TASK DESCRIPTION: Lines containing the word "that" are the ones to copy from the records below.

MATERIAL FOR THE TASK:
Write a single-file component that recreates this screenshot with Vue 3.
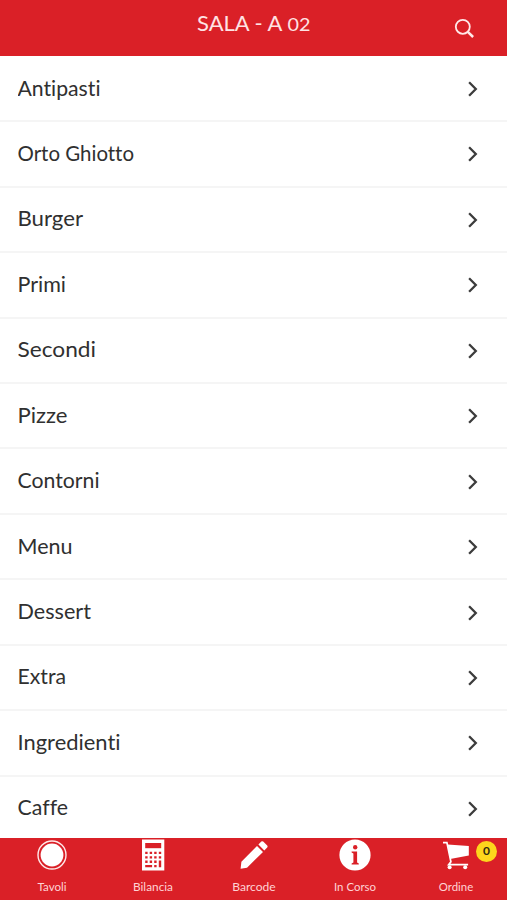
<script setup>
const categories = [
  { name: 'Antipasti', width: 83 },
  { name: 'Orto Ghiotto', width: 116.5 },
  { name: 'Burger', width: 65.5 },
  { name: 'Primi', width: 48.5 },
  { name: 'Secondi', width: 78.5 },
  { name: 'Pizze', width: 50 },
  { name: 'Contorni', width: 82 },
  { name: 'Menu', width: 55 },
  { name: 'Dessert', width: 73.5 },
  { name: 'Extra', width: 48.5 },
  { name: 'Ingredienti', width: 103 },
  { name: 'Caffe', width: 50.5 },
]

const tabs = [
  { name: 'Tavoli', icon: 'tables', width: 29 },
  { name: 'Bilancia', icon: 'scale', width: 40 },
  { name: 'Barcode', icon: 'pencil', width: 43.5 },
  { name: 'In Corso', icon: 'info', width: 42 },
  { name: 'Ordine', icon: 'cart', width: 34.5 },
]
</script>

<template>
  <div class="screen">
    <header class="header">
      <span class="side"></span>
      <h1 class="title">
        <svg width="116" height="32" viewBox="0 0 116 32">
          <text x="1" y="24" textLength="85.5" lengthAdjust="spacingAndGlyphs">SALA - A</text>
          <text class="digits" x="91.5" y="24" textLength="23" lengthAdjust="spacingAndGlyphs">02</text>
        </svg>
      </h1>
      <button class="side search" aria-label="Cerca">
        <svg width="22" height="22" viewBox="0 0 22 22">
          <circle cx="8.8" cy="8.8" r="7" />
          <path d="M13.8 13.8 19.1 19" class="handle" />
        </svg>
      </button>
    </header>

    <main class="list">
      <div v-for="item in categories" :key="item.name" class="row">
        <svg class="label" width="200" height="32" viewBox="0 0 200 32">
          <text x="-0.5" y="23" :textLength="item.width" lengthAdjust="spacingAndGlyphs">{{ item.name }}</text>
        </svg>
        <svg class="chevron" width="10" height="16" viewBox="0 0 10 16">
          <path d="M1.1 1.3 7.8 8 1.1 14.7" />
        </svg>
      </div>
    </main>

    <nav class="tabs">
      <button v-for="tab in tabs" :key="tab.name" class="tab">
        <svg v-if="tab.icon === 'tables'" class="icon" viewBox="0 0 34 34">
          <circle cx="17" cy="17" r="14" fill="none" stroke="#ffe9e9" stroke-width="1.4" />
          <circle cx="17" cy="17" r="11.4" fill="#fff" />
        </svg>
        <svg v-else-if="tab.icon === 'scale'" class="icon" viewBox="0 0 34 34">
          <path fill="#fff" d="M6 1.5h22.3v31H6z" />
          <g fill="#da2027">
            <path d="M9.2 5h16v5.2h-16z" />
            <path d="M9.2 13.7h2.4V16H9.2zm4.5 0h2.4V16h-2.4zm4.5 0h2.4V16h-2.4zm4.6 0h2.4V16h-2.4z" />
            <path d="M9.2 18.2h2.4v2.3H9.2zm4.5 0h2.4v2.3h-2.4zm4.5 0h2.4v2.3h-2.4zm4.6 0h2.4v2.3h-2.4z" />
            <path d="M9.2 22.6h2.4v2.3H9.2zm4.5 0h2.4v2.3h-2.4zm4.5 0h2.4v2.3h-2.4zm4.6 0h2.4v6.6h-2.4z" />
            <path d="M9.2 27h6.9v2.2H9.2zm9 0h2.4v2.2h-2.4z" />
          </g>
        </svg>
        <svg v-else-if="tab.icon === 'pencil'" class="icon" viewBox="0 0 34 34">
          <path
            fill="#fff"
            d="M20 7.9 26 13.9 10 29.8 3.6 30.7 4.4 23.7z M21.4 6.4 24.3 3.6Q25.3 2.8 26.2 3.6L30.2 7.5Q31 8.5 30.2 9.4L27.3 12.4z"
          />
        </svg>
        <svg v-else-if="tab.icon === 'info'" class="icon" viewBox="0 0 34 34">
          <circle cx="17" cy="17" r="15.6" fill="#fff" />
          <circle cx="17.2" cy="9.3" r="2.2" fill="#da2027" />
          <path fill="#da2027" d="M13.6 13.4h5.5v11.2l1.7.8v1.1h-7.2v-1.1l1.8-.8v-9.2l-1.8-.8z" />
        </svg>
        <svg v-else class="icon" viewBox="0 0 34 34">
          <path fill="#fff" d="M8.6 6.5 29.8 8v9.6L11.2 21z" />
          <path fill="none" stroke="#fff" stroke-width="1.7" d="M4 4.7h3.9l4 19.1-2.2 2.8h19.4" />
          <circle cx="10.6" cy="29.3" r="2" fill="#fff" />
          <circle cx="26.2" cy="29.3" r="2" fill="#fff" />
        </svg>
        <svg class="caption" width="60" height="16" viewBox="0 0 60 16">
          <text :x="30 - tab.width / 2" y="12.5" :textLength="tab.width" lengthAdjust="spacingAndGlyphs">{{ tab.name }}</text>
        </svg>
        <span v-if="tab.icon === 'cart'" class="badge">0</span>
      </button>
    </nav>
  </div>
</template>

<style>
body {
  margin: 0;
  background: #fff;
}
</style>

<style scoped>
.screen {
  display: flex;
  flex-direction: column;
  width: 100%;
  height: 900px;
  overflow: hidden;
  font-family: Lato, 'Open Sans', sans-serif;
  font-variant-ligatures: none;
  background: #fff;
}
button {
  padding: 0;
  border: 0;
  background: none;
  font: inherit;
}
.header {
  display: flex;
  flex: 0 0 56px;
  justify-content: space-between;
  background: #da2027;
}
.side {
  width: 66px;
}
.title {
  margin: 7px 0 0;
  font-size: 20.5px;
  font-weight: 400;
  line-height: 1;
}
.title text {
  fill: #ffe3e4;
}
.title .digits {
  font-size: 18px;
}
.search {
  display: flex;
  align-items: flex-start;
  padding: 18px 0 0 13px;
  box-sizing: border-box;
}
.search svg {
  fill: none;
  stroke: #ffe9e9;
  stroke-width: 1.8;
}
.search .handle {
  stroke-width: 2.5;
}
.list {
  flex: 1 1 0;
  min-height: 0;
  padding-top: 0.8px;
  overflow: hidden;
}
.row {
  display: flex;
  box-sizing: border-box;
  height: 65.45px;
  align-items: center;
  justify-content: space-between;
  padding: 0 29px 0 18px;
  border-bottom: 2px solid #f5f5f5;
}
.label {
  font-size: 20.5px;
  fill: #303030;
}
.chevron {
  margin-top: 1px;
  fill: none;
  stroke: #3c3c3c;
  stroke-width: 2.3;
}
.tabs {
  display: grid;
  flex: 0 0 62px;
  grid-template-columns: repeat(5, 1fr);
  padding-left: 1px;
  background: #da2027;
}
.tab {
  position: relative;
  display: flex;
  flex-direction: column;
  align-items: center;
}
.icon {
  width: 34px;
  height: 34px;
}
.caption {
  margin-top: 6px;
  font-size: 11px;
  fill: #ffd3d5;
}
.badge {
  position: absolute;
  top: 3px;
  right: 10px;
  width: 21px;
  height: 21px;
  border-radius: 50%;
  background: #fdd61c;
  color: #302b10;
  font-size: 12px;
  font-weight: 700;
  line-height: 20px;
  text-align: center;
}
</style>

...

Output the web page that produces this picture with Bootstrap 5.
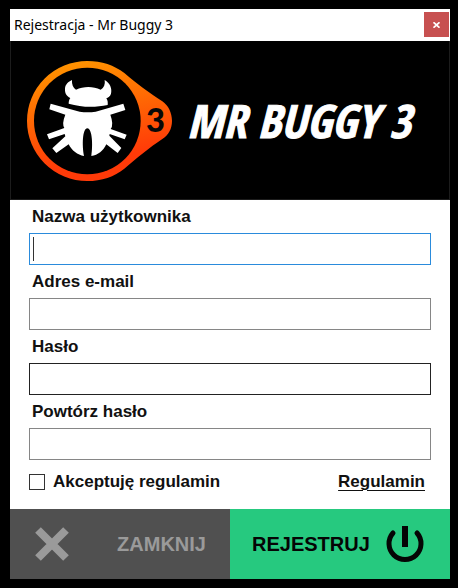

---

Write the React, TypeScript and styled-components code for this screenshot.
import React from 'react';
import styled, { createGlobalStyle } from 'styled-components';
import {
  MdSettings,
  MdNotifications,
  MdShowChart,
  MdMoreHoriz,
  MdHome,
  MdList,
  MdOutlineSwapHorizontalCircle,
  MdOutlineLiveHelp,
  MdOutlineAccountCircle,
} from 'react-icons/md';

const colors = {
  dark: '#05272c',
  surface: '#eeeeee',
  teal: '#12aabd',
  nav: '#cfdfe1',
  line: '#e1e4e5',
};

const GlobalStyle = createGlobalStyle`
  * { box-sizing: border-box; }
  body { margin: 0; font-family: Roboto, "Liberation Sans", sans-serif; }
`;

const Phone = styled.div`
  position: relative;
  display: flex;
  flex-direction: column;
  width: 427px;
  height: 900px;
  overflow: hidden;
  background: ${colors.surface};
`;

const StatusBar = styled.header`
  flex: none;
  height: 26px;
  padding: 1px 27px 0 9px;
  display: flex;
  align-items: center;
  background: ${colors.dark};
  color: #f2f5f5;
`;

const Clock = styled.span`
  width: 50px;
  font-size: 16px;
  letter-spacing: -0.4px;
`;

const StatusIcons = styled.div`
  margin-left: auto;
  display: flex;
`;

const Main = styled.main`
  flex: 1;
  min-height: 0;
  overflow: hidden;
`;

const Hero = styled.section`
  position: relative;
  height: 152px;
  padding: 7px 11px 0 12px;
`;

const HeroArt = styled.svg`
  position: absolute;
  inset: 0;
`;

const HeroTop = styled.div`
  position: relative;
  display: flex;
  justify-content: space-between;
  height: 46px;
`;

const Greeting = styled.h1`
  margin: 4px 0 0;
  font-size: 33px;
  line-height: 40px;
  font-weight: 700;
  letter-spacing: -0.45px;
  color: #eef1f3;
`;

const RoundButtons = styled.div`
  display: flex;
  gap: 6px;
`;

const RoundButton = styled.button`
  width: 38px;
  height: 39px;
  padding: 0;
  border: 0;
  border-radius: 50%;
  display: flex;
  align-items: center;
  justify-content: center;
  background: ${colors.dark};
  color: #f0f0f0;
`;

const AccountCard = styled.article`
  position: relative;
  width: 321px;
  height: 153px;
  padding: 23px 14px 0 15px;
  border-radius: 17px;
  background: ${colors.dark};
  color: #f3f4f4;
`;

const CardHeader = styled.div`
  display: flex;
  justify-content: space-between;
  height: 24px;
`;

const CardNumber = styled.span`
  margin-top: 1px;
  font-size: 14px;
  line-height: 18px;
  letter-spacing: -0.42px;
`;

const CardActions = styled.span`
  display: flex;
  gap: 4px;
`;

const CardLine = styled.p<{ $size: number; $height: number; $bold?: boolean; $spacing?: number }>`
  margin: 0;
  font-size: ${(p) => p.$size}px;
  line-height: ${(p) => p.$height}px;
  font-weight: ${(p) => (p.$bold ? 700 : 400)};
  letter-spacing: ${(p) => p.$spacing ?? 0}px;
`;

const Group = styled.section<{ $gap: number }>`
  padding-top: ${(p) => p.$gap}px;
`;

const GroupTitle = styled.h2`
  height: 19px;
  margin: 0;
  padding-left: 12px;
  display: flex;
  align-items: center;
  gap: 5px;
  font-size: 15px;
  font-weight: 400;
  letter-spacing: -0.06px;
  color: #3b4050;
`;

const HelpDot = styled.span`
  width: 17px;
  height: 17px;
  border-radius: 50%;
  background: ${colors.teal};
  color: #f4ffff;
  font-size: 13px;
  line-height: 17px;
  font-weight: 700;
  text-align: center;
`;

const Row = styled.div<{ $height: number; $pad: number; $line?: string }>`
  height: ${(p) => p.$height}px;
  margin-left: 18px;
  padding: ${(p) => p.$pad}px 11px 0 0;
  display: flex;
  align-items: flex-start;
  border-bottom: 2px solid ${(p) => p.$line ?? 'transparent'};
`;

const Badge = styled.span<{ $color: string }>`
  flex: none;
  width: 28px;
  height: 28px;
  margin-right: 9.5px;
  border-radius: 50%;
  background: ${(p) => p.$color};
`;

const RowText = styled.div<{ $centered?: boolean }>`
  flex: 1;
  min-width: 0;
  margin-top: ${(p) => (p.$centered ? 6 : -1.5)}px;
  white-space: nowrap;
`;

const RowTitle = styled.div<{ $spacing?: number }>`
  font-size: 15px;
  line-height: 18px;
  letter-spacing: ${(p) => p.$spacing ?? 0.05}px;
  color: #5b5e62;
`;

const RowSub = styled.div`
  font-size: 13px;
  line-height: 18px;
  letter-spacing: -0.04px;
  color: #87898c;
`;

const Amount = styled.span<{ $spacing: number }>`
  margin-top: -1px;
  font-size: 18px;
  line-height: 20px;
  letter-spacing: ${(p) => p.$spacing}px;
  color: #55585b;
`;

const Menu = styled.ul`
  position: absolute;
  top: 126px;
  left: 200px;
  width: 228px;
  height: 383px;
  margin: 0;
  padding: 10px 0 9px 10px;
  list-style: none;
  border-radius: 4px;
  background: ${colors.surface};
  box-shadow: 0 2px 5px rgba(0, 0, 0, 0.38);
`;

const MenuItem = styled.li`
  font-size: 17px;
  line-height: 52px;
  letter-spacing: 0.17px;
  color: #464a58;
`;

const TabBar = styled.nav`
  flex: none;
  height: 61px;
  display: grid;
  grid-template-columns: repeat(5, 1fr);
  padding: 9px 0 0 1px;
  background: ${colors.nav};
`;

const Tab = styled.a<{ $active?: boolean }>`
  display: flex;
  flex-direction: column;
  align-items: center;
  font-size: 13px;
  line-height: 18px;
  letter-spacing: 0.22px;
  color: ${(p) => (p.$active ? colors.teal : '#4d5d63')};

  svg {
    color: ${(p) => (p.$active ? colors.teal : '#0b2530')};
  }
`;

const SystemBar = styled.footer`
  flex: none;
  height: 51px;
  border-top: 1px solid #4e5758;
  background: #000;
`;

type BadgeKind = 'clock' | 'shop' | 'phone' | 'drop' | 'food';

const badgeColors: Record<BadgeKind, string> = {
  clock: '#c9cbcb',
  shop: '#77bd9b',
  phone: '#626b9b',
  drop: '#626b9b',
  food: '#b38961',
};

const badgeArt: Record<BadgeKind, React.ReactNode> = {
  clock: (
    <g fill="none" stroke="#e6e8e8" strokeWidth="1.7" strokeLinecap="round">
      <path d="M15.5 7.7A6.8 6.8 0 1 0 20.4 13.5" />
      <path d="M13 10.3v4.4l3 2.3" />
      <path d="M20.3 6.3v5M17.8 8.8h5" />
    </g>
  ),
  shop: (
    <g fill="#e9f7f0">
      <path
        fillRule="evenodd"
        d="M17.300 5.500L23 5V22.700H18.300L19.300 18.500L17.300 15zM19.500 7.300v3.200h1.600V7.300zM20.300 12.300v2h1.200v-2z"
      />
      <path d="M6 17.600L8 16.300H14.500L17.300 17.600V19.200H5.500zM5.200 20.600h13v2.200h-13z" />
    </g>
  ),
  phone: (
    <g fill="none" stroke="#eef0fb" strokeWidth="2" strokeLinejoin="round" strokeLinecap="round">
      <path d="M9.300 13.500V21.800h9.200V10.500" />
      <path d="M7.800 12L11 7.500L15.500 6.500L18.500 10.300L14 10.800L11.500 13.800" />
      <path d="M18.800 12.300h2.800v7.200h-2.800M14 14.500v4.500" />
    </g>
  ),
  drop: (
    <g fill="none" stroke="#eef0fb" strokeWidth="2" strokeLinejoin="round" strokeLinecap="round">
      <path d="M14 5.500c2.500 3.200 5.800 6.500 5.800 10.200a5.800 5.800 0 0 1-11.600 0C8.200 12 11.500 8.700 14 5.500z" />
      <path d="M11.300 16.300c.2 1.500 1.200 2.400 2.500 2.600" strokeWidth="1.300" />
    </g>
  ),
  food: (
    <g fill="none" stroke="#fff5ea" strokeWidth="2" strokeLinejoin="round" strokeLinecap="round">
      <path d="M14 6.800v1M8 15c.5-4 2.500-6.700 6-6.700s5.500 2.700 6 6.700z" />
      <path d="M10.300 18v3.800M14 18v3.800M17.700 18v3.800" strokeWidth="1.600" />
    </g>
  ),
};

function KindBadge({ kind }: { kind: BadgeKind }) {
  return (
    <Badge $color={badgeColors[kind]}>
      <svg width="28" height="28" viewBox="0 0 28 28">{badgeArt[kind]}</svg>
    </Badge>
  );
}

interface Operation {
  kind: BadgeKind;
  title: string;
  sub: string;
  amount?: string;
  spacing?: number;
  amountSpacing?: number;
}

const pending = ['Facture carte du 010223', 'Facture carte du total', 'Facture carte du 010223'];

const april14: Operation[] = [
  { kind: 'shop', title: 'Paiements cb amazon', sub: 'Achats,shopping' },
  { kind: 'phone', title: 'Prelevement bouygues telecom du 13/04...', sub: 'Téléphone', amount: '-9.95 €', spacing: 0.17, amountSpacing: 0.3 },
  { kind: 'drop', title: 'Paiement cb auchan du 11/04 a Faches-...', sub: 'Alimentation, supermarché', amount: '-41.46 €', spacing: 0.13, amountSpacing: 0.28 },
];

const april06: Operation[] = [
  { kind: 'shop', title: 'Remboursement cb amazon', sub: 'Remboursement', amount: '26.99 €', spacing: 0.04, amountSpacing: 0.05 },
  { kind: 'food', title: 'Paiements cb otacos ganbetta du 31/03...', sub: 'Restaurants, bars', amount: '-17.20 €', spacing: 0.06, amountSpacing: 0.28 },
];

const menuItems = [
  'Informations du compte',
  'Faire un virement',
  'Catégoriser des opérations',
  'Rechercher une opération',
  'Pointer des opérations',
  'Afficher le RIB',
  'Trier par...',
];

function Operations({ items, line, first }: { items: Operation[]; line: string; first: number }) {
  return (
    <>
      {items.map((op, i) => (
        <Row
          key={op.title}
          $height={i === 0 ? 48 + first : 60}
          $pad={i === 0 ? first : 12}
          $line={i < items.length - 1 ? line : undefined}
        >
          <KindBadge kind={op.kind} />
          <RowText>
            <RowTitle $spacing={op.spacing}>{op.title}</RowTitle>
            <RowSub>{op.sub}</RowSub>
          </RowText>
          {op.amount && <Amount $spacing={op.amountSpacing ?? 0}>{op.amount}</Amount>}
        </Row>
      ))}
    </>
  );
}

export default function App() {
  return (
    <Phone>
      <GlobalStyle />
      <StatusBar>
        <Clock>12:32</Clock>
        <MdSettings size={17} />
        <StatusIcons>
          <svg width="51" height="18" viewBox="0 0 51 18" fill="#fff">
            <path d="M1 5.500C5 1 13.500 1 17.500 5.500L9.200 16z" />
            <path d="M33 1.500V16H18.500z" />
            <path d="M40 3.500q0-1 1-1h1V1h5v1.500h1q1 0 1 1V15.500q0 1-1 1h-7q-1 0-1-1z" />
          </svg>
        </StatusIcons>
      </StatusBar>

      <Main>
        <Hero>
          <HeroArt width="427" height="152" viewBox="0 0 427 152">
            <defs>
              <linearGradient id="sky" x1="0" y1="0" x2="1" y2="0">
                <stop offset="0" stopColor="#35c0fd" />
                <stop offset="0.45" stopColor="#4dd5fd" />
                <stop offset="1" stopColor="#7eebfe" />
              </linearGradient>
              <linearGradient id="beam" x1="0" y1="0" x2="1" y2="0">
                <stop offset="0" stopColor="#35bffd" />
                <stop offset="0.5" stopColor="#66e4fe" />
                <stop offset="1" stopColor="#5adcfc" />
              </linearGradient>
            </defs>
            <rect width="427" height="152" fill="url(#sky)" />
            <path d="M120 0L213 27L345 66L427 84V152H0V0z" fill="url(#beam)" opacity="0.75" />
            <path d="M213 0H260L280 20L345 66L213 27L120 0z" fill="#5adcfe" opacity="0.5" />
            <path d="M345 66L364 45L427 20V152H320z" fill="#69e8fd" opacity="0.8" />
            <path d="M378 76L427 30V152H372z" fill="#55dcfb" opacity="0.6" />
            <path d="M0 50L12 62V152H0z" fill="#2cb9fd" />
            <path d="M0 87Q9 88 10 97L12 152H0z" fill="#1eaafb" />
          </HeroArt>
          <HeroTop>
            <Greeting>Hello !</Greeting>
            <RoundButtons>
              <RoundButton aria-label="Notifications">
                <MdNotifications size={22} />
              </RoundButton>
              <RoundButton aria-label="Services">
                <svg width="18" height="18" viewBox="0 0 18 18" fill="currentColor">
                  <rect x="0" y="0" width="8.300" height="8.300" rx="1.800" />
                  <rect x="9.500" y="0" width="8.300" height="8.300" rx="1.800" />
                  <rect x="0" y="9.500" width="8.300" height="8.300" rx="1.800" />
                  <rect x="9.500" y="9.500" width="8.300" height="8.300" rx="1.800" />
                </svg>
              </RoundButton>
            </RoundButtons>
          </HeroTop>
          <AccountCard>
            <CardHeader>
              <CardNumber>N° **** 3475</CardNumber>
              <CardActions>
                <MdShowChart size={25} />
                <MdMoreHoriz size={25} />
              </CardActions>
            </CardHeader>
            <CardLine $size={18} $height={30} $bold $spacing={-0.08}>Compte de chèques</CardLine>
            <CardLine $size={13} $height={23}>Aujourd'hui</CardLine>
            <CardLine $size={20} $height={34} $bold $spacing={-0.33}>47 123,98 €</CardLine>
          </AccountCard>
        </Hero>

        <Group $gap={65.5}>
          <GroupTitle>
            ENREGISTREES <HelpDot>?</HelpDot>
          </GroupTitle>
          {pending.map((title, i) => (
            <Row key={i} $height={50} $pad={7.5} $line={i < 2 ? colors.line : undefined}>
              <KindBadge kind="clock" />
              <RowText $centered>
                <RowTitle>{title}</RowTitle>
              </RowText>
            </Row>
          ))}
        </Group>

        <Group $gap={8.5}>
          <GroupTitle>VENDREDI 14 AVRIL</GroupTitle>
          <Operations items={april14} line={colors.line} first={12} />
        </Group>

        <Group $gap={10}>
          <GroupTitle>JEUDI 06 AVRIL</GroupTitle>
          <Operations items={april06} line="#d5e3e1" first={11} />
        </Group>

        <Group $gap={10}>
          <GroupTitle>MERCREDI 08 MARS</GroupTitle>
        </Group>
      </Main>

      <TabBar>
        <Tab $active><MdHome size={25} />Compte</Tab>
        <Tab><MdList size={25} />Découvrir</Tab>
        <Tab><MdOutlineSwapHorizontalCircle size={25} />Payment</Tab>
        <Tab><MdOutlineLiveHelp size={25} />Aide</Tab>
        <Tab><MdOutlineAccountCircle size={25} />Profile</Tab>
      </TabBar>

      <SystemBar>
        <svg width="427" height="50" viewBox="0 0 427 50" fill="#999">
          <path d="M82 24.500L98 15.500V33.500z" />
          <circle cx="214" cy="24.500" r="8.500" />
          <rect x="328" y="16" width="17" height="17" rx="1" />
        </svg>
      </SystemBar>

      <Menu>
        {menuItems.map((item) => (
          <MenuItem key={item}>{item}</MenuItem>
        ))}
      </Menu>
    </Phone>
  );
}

FINISHED TASK:
Write a single-file component that recreates this screenshot with Vue 3.
Output the web page that produces this picture with Bootstrap 5.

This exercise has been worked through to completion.